I pointed out the water station. “Free water,” I explained. I felt frustrated. This was a specialty coffee shop. That’s luxury, in my book. If she was at a fast food restaurant, she could get a whole meal for the price of a coffee here. “Is there a place nearby with a cheaper menu you could go to?” Again, this wasn’t a helpful question. She was the one living on the street. She knew the area better than I did. And yet, she chose to find refuge from the cold at this corner coffee shop.
I could have done nothing. I had no cash on me. Instead, I bought her a $4.50 cup of batch brew. The barista didn’t turn his screen around for me to choose a tip. Instead, he gave me a knowing look, poured the coffee, and handed it to me. ‘Did he even charge my card?’ I wondered.

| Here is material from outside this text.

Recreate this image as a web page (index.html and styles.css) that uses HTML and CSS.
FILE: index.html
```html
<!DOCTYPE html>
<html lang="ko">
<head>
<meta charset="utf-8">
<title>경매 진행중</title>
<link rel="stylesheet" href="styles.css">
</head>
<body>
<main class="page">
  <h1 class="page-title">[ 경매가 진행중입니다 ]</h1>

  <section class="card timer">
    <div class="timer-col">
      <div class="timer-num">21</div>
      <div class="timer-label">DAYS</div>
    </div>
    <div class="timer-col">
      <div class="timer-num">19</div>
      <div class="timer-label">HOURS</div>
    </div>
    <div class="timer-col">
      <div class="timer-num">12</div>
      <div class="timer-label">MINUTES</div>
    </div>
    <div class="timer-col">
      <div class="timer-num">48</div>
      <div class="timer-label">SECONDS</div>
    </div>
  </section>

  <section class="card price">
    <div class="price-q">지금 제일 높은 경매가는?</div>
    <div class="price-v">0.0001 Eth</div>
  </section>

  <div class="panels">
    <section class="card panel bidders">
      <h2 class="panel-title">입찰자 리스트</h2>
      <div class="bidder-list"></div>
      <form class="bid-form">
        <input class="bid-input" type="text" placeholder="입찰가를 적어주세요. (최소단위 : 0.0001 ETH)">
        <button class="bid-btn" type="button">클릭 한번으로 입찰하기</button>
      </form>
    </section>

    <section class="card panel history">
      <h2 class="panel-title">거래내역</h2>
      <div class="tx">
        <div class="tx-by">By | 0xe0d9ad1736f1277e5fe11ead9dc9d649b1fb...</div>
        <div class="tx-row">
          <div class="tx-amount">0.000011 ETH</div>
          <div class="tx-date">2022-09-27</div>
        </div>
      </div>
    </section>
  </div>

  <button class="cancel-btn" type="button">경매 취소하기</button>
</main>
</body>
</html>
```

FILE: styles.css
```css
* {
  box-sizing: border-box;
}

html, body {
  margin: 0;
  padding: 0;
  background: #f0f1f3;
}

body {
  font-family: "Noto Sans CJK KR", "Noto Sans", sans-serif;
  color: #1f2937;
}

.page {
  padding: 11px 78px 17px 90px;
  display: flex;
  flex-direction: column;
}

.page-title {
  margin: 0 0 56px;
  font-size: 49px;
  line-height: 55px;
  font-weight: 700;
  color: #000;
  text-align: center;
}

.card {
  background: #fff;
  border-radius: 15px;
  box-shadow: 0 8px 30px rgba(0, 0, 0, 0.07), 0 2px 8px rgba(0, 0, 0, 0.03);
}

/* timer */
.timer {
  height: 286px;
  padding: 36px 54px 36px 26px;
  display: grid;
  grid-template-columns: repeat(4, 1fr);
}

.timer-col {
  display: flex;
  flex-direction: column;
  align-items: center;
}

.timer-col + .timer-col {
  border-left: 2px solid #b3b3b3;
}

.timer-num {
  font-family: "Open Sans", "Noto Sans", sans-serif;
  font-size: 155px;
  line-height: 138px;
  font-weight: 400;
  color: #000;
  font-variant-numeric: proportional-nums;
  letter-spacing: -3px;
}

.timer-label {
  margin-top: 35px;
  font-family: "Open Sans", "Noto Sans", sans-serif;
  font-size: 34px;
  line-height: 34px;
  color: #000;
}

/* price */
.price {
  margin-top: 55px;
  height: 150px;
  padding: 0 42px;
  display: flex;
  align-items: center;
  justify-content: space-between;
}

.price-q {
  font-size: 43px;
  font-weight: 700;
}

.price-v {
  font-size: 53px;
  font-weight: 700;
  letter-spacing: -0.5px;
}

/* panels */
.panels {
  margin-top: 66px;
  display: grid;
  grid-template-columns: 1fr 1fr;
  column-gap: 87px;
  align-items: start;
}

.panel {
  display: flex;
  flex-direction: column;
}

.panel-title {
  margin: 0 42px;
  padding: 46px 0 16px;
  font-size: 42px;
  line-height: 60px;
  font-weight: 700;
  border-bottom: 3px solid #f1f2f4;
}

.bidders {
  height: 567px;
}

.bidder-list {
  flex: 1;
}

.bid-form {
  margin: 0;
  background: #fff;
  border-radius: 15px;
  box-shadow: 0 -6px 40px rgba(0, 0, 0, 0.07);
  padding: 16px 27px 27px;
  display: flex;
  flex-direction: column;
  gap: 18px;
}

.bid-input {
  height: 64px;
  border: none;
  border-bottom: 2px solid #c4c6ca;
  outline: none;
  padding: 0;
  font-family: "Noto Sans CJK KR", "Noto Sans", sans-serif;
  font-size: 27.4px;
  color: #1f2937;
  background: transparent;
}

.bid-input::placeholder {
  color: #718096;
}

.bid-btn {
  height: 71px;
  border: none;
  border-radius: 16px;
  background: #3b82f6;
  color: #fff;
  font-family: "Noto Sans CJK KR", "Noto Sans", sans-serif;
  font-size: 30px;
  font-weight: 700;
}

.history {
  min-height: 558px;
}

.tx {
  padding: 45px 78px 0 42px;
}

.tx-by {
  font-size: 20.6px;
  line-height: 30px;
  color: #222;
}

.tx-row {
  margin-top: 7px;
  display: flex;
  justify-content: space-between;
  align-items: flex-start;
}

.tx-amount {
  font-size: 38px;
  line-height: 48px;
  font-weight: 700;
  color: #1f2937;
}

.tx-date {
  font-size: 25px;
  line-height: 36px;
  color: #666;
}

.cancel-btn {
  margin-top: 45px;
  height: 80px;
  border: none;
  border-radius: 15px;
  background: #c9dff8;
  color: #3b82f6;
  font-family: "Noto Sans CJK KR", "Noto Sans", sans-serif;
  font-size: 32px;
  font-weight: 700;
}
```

I could have sat back down next to her and handed her the coffee. I could have heard her story and encouraged her in some way. But I was so uncomfortable with the situation that in my flustered state, I fled. I handed her the cup of coffee, smiled, and all but ran out of there.
A rush of thoughts went through my mind as I walked through the doorway back into the cold. ‘Why did I just leave?! What would she have said? Would she have told the truth about her life … or hidden the ugly parts? Would I have been able to understand her disjointed phrases, the experiences that led her there, or the things she goes through every day? Would she have asked for something else? A warmer coat, perhaps? A ride somewhere? Would I have known how to respond to her?’

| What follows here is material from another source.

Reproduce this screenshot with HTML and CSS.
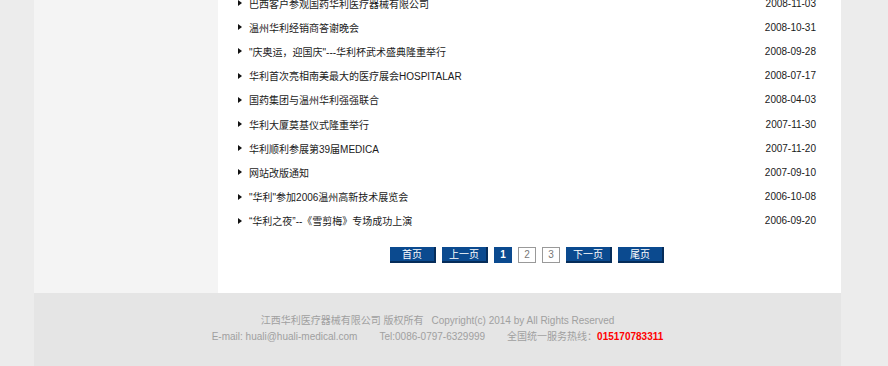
FILE: index.html
```html
<!DOCTYPE html>
<html lang="zh-CN">
  <head>
    <meta charset="UTF-8" />
    <meta name="viewport" content="width=device-width, initial-scale=1.0" />
    <title>新闻中心 - 江西华利医疗器械有限公司</title>
    <link rel="stylesheet" href="styles.css">
  </head>
  <body>
    <div class="wrap">
      <div class="main">
        <div class="side"></div>

        <div class="content">
          <ul class="news-list">
            <li><a href="#">巴西客户参观国药华利医疗器械有限公司</a><span class="date">2008-11-03</span></li>
            <li><a href="#">温州华利经销商答谢晚会</a><span class="date">2008-10-31</span></li>
            <li><a href="#">"庆奥运，迎国庆"---华利杯武术盛典隆重举行</a><span class="date">2008-09-28</span></li>
            <li><a href="#">华利首次亮相南美最大的医疗展会HOSPITALAR</a><span class="date">2008-07-17</span></li>
            <li><a href="#">国药集团与温州华利强强联合</a><span class="date">2008-04-03</span></li>
            <li><a href="#">华利大厦莫基仪式隆重举行</a><span class="date">2007-11-30</span></li>
            <li><a href="#">华利顺利参展第39届MEDICA</a><span class="date">2007-11-20</span></li>
            <li><a href="#">网站改版通知</a><span class="date">2007-09-10</span></li>
            <li><a href="#">"华利"参加2006温州高新技术展览会</a><span class="date">2006-10-08</span></li>
            <li><a href="#">“华利之夜”--《雪剪梅》专场成功上演</a><span class="date">2006-09-20</span></li>
          </ul>

          <div class="pager">
            <a href="#" class="btn">首页</a>
            <a href="#" class="btn">上一页</a>
            <a href="#" class="num current">1</a>
            <a href="#" class="num">2</a>
            <a href="#" class="num">3</a>
            <a href="#" class="btn">下一页</a>
            <a href="#" class="btn">尾页</a>
          </div>
        </div>
      </div>

      <div class="footer">
        <p>江西华利医疗器械有限公司 版权所有<span class="gap"></span>Copyright(c) 2014 by All Rights Reserved</p>
        <p>E-mail: huali@huali-medical.com<span class="gap wide"></span>Tel:0086-0797-6329999<span class="gap wide"></span>全国统一服务热线：<b class="hotline">015170783311</b></p>
      </div>
    </div>
  </body>
</html>
```

FILE: styles.css
```css
* {
  margin: 0;
  padding: 0;
  box-sizing: border-box;
}

body {
  background-color: #ececec;
  font-family: "Liberation Sans", Arial, "Noto Sans CJK SC", sans-serif;
  font-size: 10px;
  overflow: hidden;
}

a {
  text-decoration: none;
}

.wrap {
  width: 807px;
  margin-left: 34px;
}

.main {
  display: flex;
}

.side {
  width: 184px;
  background-color: #f4f4f4;
}

.content {
  flex: 1;
  background-color: #fff;
  padding: 0 25px 30px 20px;
}

/* News list */
.news-list {
  list-style: none;
  margin-top: -9px;
}

.news-list li {
  display: flex;
  justify-content: space-between;
  align-items: center;
  height: 24.2px;
}

.news-list a {
  color: #1a1a1a;
  display: flex;
  align-items: center;
}

.news-list a::before {
  content: "";
  width: 0;
  height: 0;
  border-top: 3px solid transparent;
  border-bottom: 3px solid transparent;
  border-left: 4px solid #111;
  margin-right: 7px;
}

.date {
  color: #1a1a1a;
}

/* Pagination */
.pager {
  display: flex;
  justify-content: center;
  gap: 6px;
  margin-top: 14px;
}

.pager a {
  height: 16px;
  line-height: 14px;
  text-align: center;
}

.pager .btn {
  width: 46px;
  background-color: #0b4a8f;
  color: #fff;
  border-right: 2px solid #062d5a;
  border-bottom: 2px solid #062d5a;
  line-height: 15px;
}

.pager .num {
  width: 18px;
  border: 1px solid #999;
  color: #777;
  background-color: #fff;
}

.pager .num.current {
  background-color: #0b4a8f;
  border-color: #0b4a8f;
  color: #fff;
  font-weight: bold;
}

/* Footer */
.footer {
  height: 73px;
  background-color: #e5e5e5;
  padding-top: 20px;
  text-align: center;
  color: #a0a0a0;
  line-height: 16px;
}

.gap {
  display: inline-block;
  width: 8px;
}

.gap.wide {
  width: 22px;
}

.hotline {
  color: #f00;
}
```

I felt bad for running out of there. But I knew why I did it.
The flagship coffee shop that I was so excited to visit had become an uncomfortable place—a luxury space for those with privilege, surrounded by people without.

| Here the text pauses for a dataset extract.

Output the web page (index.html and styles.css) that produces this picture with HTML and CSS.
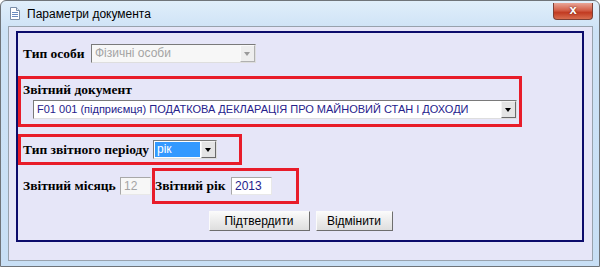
FILE: index.html
```html
<!DOCTYPE html>
<html lang="uk">
<head>
    <meta charset="UTF-8">
    <title>Параметри документа</title>
    <link rel="stylesheet" href="styles.css">
</head>
<body>
    <div class="window">
        <!-- Title bar -->
        <div class="titlebar">
            <svg class="doc-icon" width="10" height="13" viewBox="0 0 10 13">
                <path d="M0.5 0.5 H6.5 L9.5 3.5 V12.5 H0.5 Z" fill="#fff" stroke="#7a8ea8"/>
                <path d="M6.5 0.5 V3.5 H9.5" fill="#dfe8f2" stroke="#7a8ea8"/>
                <path d="M2 5.5 H8 M2 7.5 H8 M2 9.5 H8" stroke="#6b8cc0"/>
            </svg>
            <span class="title">Параметри документа</span>
            <div class="close-btn">x</div>
        </div>

        <!-- Client area -->
        <div class="client">
            <div class="panel">
                <div class="row row-person">
                    <span class="label">Тип особи</span>
                    <div class="combo combo-person disabled">
                        <span class="combo-text">Фізичні особи</span>
                        <span class="combo-arrow"></span>
                    </div>
                </div>

                <div class="mark mark-doc">
                    <div class="label">Звітний документ</div>
                    <div class="combo combo-doc">
                        <span class="combo-text">F01 001 (підприємця) ПОДАТКОВА ДЕКЛАРАЦІЯ ПРО МАЙНОВИЙ СТАН І ДОХОДИ</span>
                        <span class="combo-arrow"></span>
                    </div>
                </div>

                <div class="mark mark-period">
                    <span class="label">Тип звітного періоду</span>
                    <div class="combo combo-period">
                        <span class="combo-text selected">рік</span>
                        <span class="combo-arrow"></span>
                    </div>
                </div>

                <div class="row row-date">
                    <span class="label">Звітний місяць</span>
                    <div class="field field-month disabled">12</div>
                    <div class="mark mark-year">
                        <span class="label">Звітний рік</span>
                        <div class="field field-year">2013</div>
                    </div>
                </div>

                <div class="buttons">
                    <button class="btn btn-ok">Підтвердити</button>
                    <button class="btn btn-cancel">Відмінити</button>
                </div>
            </div>
        </div>
    </div>
</body>
</html>
```

FILE: styles.css
```css
/* General Styles */
body {
    margin: 0;
    padding: 0;
    font-family: "Liberation Sans", Arial, sans-serif;
    font-size: 12px;
    background: #fff;
}

.window {
    width: 600px;
    height: 267px;
    box-sizing: border-box;
    padding: 0 6px 6px 7px;
    border: 1px solid #6f7479;
    border-radius: 6px 6px 0 0;
    background: linear-gradient(to bottom, #e0eefa 0, #cde2f6 30px, #c8dff5 100%);
}

/* Title bar */
.titlebar {
    height: 25px;
    display: flex;
    align-items: center;
}

.doc-icon {
    margin: 0 7px 0 2px;
}

.title {
    color: #000;
    font-size: 12px;
}

.close-btn {
    margin-left: auto;
    margin-top: -5px;
    width: 38px;
    height: 16px;
    border: 1px solid #7d3f35;
    border-top: none;
    border-radius: 0 0 4px 4px;
    background: linear-gradient(to bottom, #e9a596 0, #d4604a 45%, #c23b22 60%, #d86d4f 100%);
    color: #fff;
    font-weight: bold;
    font-size: 13px;
    line-height: 14px;
    text-align: center;
    text-shadow: 0 0 2px #5a1a10;
}

/* Client area */
.client {
    height: 235px;
    box-sizing: border-box;
    border: 1px solid #98a2ad;
    background: #e6e6f8;
    padding: 4px 8px 0 7px;
}

.panel {
    height: 211px;
    box-sizing: border-box;
    border: 2px solid #0c0c6c;
    padding-top: 11px;
}

.label {
    font-family: "Liberation Serif", "Times New Roman", serif;
    font-weight: bold;
    font-size: 13.5px;
    color: #000;
    white-space: nowrap;
}

.row {
    display: flex;
    align-items: center;
    padding-left: 5px;
}

.row-person .label {
    width: 68px;
}

/* Red highlight boxes */
.mark {
    border: 3px solid #e81c2a;
    box-sizing: border-box;
}

.mark-doc {
    width: 504px;
    height: 51px;
    margin-top: 13px;
    padding: 3px 0 0 2px;
}

.mark-doc .label {
    line-height: 16px;
}

.mark-doc .combo {
    margin: 2px 0 0 10px;
}

.mark-period {
    width: 224px;
    height: 31px;
    margin-top: 7px;
    display: flex;
    align-items: center;
    padding-left: 2px;
}

.mark-period .label {
    width: 130px;
}

.row-date {
    margin-top: 3px;
    height: 36px;
}

.row-date > .label {
    width: 97px;
}

.mark-year {
    width: 147px;
    height: 36px;
    margin-left: 1px;
    display: flex;
    align-items: center;
}

.mark-year .label {
    width: 76px;
}

/* Combo boxes */
.combo {
    display: flex;
    align-items: stretch;
    height: 19px;
    box-sizing: border-box;
    border: 1px solid;
    border-color: #7a7a7a #dedede #dedede #7a7a7a;
    background: #fff;
    font-size: 11px;
}

.combo-text {
    flex: 1;
    padding-left: 3px;
    line-height: 17px;
    color: #26228c;
    white-space: nowrap;
    overflow: hidden;
}

.combo-text.selected {
    background: #3399ff;
    color: #fff;
    margin: 1px;
    line-height: 15px;
    padding-left: 2px;
    font-size: 12px;
}

.combo-arrow {
    width: 15px;
    box-sizing: border-box;
    border: 1px solid;
    border-color: #f4f4f4 #6a6a6a #6a6a6a #f4f4f4;
    background: #e4e4e4;
    position: relative;
}

.combo-arrow::after {
    content: "";
    position: absolute;
    left: 3px;
    top: 6px;
    border-left: 3.5px solid transparent;
    border-right: 3.5px solid transparent;
    border-top: 4px solid #000;
}

.combo-person {
    width: 165px;
    font-size: 12px;
}

.combo-doc {
    width: 484px;
}

.combo-period {
    width: 64px;
}

.disabled .combo-text,
.field.disabled {
    color: #a4a4a4;
}

.combo.disabled {
    background: #f7f7f7;
}

.combo.disabled .combo-arrow {
    background: #eeeeee;
    border-color: #fafafa #b0b0b0 #b0b0b0 #fafafa;
}

.combo.disabled .combo-arrow::after {
    border-top-color: #9a9a9a;
}

/* Text fields */
.field {
    height: 18px;
    box-sizing: border-box;
    border: 1px solid;
    border-color: #a8a8a8 #e8e8e8 #e8e8e8 #a8a8a8;
    background: #fff;
    line-height: 16px;
    padding-left: 3px;
    color: #26228c;
}

.field-month {
    width: 31px;
    background: #f7f7f7;
}

.field-year {
    width: 41px;
}

/* Buttons */
.buttons {
    display: flex;
    justify-content: center;
    gap: 6px;
    margin-top: 7px;
    padding-left: 1px;
}

.btn {
    height: 20px;
    box-sizing: border-box;
    border: 1px solid;
    border-color: #fbfbfb #6e6e6e #6e6e6e #fbfbfb;
    background: linear-gradient(to bottom, #fafafa, #ececec 50%, #dedede);
    font-family: "Liberation Sans", Arial, sans-serif;
    font-size: 12px;
    color: #000;
    padding: 0;
    cursor: pointer;
}

.btn-ok {
    width: 101px;
}

.btn-cancel {
    width: 77px;
}
```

I knew I couldn’t walk back to the hotel the same way or I’d run into the homeless man who asked me for spare change on the way there. It’d be more awkward this time. I still didn’t have any cash to give him but this time I had a coffee cup in my hand.
‘Did she lie?’ he might wonder.
I chose a different path to walk back. But I felt nervous now, instead of excited. ‘Who would I see on the next street corner? Should I try to hide my coffee cup?’ This thing I craved and desired now felt like a disease in my hand—a six-dollar symbol of wealth and privilege as I passed by those without.
I passed the back of the parking garage, all but looking over my shoulder. I understood now why the hotel had a key-only entry into the front door and why their lobby was on the second floor.
It was for paying guests only.
I approached the door, relieved there was no homeless man on the bench two doors down. I went in—key in one hand, coffee in the other. I made my way to a chair next to a window in the second-floor lobby. I was “safe.”
From the window, I saw the same homeless man walking across the street down below. He passed an older couple. They walked by. Then the man stopped, reached into his pocket, pulled out some coins, and walked back to the homeless man. He handed him change and walked back to his partner.
I saw the look on the homeless man’s face, though I couldn’t tell what he was thinking. He stopped and watched the older man walk back to his partner.
‘Was he relieved to have some money? Was he disappointed it wasn’t enough to buy breakfast? Did he wish he could have talked to the man instead of just accepting his money?’ He put the coins in his pocket, then limped across the street again.
I was fully aware that I did not have the power to solve this man’s problems. And yet painfully aware that I did nothing as I sat in the cushioned chair of the second-floor lobby—and drank my coffee.
I’ve helped specialty coffee shops with copywriting and marketing so why am I speaking out against them? I’m not. I’m bringing to the surface something we all know exists. Homeless people live in downtown communities. And so do coffee shops. Can we talk about that?
Could you see yourself in my experience? What would you have done differently? Would you have bought the woman a coffee? Maybe more? Would you have stayed and chatted with her?